‘Socially responsible’ coffee roasters get brewing in McHenry

Heady Cup Coffee Roasters offering single-source beans to coffee aficionados

Kevin Fogelsong of Heady Cup Coffee Roasters shows off their large coffee roaster their roasting location in McHenry on Tuesday, Feb. 21, 2023.

How a coffee bean is roasted, ground and brewed makes a difference to how it tastes.

For Kevin Foglesong and Michael Kivland of Heady Cup Coffee Roasters, where and how that coffee was grown, and the living conditions of those growing and harvesting the beans, matter too.

The two Crystal Lake natives are set to launch their McHenry-based bean roasting businesses on Sunday. That is when their website, headycup.com, is set to go live and they will have their first booth at the Dole Farmers Market in Crystal Lake.

Their goal is to provide a coffee that is “traceable, sustainable and socially responsible,” Kivland said this week as the two were packaging beans at their warehouse, 4127 W. Orleans St., McHenry.

The friends and businesses partners quit their sales jobs last summer to focus on Heady Cup, Kivland said. They took Foglesong’s passion for roasting and Kivland’s passion for all things food related to find a new career path, Kivland said.

They are ordering green, unroasted beans from speciality growers all over the world so they can offer single-source coffees from countries like Costa Rica, Papua New Guinea, Ethiopia, Brazil and Nicaragua.

Raw coffee beans wait for their turn in the roaster at Heady Cup Coffee Roasters in McHenry on Tuesday, Feb. 21, 2023. The owners, Michael Kivland and Kevin Fogelsong, will begin selling at farmers markets later this week.

Having coffee grown in one location at one specific time “highlights the varieties that are out there,” Kivland said.

They are roasting just 6 kilograms – or just over 13 pounds – of beans at a time that are “traceable to a farm and the mill where it is processed,” Kivland said

The distributor they are working with in Papua New Guinea ensures the farmer and his or her family gets a free education and housing. There is a water project ongoing there as well, and a new school is under construction, Kivland said.

Another importer, based in Nicaragua, has helped his growers buy trucks and purchased adjacent rainforest to protect the land and the coffee plants, Kivland said.

And for every bag of coffee they sell, Heady Cup will plant a tree in one of those countries, Kivland said.

While Kivland is selling their beans and company vision, Foglesong is roasting the beans.

Foglesong started roasting at home with a stovetop machine about five years ago, gifting his final product to friends and family. He and Kivland ran the numbers and saw they could make a successful businesses from that hobby, they said.

“If we are running the roaster two times week for five to eight hours day, it would be lucrative,” Foglesong said.

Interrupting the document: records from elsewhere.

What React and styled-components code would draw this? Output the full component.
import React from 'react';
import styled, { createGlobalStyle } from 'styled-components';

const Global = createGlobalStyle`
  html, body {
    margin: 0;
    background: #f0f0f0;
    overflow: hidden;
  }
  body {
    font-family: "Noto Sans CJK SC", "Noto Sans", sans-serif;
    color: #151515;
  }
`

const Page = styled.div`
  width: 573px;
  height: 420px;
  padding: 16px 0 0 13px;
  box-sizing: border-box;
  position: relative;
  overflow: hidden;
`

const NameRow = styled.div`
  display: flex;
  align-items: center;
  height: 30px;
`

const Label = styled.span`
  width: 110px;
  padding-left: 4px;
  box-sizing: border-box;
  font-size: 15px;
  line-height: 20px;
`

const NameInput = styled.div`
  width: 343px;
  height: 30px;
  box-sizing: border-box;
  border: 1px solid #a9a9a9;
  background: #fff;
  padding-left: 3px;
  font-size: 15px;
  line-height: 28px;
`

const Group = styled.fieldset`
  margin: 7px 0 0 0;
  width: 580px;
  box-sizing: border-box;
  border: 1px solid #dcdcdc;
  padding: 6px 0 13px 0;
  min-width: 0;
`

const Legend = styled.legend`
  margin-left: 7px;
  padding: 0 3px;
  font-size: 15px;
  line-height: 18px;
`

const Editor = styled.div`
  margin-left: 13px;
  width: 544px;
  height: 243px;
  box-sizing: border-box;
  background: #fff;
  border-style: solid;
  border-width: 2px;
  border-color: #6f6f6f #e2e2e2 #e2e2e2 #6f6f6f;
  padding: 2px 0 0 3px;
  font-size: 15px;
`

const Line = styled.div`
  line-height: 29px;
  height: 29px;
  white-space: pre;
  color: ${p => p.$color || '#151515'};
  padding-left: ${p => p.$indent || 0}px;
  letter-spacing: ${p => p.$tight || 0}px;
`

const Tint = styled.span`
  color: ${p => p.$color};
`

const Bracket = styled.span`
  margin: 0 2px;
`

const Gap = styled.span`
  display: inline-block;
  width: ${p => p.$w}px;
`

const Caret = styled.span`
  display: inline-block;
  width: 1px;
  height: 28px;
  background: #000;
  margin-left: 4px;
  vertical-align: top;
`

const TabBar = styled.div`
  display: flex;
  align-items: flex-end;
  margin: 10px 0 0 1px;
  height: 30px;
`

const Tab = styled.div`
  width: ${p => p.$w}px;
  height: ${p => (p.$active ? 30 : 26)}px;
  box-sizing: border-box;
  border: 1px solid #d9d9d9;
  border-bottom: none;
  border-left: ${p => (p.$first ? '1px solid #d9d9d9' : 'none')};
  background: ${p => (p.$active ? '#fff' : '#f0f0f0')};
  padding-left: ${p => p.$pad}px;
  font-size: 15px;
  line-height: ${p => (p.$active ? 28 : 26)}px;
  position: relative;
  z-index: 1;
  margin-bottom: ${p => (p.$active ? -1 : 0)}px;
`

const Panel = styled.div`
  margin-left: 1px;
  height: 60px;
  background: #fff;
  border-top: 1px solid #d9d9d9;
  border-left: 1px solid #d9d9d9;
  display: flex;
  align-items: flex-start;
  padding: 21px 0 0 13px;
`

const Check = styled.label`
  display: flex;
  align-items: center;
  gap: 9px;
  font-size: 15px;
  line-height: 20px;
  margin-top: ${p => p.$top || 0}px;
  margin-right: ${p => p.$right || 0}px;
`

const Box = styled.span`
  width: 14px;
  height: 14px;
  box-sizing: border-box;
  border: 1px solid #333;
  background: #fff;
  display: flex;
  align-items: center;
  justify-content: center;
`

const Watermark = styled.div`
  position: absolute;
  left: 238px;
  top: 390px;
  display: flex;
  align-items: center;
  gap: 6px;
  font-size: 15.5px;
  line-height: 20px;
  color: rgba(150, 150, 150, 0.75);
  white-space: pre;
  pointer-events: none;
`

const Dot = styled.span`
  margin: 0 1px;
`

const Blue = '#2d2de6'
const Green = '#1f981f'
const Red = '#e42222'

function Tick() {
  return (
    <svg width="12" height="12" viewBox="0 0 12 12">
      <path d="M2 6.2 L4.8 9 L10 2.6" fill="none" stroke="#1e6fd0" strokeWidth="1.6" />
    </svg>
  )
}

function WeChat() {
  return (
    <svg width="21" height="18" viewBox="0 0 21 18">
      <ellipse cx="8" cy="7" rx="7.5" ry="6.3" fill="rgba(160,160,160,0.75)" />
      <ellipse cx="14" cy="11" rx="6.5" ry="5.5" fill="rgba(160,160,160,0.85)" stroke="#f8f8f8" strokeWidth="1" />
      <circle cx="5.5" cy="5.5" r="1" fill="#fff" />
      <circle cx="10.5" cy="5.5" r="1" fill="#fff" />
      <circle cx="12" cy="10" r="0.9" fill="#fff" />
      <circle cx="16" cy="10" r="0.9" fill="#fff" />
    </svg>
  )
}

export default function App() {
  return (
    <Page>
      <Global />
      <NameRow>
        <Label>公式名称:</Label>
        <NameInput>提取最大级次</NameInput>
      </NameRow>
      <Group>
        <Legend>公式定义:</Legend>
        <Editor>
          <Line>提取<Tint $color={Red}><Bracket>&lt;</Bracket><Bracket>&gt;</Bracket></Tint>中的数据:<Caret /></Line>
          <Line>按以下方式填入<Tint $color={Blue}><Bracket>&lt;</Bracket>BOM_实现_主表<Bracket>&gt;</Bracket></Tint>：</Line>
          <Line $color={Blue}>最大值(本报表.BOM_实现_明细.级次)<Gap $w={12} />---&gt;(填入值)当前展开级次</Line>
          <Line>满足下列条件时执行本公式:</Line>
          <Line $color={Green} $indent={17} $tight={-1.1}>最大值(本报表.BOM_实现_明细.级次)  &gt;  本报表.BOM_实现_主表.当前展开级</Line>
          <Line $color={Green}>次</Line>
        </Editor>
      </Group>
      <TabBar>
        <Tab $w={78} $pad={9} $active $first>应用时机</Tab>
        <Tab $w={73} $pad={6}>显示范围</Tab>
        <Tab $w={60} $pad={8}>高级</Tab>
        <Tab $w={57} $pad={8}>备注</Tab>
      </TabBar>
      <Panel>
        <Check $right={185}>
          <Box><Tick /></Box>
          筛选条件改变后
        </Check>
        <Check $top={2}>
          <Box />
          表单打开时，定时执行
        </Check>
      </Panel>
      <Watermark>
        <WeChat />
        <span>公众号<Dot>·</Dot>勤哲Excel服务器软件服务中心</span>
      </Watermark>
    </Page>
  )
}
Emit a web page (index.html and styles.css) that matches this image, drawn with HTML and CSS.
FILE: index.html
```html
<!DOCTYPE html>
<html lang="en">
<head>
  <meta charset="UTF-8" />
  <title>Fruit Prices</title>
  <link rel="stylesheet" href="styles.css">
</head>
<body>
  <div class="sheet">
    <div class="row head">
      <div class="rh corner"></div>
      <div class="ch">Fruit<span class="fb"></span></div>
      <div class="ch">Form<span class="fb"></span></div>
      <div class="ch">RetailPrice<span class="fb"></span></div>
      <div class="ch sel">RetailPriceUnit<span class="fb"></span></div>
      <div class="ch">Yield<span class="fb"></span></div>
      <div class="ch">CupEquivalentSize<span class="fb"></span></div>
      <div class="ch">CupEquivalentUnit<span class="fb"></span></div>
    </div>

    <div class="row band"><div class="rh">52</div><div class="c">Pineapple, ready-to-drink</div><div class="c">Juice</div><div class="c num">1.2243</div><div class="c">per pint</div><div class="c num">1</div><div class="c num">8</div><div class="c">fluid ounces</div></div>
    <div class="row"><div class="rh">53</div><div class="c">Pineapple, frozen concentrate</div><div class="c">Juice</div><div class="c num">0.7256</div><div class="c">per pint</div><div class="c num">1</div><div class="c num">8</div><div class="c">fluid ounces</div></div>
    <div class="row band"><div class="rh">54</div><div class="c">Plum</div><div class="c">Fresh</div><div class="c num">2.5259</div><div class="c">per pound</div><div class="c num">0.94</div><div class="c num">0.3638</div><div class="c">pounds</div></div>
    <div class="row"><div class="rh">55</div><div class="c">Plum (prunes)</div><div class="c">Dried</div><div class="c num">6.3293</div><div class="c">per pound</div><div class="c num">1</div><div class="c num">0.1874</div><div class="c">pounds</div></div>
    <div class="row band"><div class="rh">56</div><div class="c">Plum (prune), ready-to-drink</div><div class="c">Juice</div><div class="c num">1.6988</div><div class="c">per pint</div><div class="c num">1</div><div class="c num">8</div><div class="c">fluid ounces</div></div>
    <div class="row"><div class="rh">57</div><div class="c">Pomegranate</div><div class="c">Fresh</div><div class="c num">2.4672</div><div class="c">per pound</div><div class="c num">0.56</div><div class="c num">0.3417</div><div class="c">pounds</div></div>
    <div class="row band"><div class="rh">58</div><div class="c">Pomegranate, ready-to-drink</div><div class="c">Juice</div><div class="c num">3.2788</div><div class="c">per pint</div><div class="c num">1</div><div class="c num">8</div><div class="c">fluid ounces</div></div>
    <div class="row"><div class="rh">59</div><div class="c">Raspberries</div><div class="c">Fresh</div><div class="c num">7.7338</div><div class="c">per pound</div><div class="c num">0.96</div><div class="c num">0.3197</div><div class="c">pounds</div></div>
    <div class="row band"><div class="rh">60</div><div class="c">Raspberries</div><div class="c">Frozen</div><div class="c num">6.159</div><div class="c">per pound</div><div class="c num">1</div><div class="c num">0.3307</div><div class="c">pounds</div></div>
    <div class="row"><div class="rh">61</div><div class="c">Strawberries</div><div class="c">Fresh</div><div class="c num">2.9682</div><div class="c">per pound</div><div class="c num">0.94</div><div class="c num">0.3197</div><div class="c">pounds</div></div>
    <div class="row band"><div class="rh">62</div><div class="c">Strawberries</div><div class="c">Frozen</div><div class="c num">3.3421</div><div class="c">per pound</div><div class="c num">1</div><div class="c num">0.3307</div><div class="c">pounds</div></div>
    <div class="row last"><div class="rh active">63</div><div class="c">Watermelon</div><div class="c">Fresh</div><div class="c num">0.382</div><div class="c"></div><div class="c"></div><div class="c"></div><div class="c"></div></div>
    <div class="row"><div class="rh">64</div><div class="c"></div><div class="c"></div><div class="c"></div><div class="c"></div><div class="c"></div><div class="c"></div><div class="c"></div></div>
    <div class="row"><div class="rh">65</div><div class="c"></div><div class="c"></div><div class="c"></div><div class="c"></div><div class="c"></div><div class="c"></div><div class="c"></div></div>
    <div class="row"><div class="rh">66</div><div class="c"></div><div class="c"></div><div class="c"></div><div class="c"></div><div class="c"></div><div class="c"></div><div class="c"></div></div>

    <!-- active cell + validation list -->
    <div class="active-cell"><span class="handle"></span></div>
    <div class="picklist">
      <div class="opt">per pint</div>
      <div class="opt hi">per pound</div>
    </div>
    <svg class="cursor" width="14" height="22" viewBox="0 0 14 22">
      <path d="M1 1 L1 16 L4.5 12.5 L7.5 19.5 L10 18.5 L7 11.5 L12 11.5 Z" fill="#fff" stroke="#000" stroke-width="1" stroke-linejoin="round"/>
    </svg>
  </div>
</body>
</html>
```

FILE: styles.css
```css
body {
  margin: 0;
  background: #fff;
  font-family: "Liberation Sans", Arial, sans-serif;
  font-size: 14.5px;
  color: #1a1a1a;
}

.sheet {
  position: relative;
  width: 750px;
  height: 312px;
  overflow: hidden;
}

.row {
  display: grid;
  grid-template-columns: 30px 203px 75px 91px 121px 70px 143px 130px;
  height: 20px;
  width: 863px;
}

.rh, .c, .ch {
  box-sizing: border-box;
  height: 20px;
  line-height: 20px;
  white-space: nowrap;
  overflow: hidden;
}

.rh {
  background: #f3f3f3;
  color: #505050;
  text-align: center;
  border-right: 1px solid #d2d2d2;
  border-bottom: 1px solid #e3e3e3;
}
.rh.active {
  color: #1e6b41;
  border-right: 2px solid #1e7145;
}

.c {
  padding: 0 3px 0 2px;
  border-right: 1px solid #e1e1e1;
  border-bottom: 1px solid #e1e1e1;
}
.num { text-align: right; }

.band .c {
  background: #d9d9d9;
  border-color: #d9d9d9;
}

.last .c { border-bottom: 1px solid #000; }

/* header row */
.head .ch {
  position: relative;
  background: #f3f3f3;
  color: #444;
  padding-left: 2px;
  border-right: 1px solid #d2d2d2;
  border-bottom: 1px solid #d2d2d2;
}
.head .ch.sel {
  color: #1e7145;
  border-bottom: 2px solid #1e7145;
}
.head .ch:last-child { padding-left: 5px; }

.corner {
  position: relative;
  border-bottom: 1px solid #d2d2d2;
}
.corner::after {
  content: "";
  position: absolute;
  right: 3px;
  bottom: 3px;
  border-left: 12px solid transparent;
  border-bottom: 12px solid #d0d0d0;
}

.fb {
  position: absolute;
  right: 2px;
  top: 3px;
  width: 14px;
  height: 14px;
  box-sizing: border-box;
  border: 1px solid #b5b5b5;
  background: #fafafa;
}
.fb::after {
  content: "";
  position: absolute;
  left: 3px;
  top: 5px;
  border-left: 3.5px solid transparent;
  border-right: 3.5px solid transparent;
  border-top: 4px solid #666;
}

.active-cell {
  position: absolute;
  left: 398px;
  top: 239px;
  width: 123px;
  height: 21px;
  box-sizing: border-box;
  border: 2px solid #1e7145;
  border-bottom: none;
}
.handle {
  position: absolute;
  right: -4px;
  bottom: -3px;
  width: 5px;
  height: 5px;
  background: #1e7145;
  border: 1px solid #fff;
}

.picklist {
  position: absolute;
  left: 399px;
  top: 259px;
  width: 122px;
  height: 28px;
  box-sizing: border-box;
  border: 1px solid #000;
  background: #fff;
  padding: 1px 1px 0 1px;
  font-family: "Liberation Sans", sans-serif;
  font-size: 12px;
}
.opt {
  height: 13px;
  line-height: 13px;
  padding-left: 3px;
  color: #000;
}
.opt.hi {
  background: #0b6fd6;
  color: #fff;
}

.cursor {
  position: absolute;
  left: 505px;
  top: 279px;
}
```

He opened three single-roast bags for a reporter to smell. The Brazilian bag was similar to the Columbian brew many people are used to. Another bag had a floral scent. The third, a Costa Rican bean, had a chocolate aroma.

That is what happens when the beans are handled and roasted correctly, Foglesong said – the notes of each bean come out.

While single-source beans are their passion, they realize some coffee drinkers have developed a palate for different roasting levels, from light to dark. They offer bagged beans with those drinkers in mind.

“Drink your coffee however you enjoy it,” Foglesong said. But with the single-source beans, drowning the coffee in sugar and creamer may defeat its purpose, he added.

A lighter roast lets more of the bean’s natural flavor through, Foglesong said.

In a darker roast, coffee drinkers get more of the “smoky burnt flavor,” Kivland added.

Once the website goes live, they will offer coffee beans to regional stores, restaurants, cafes and home customers for delivery or pickup, Kivland said. When a customer orders online, that is when the beans will be roasted, Foglesong added.

“The coffee stands out. It is just a matter of getting it in front of people and it speaks for itself,” Kivland said.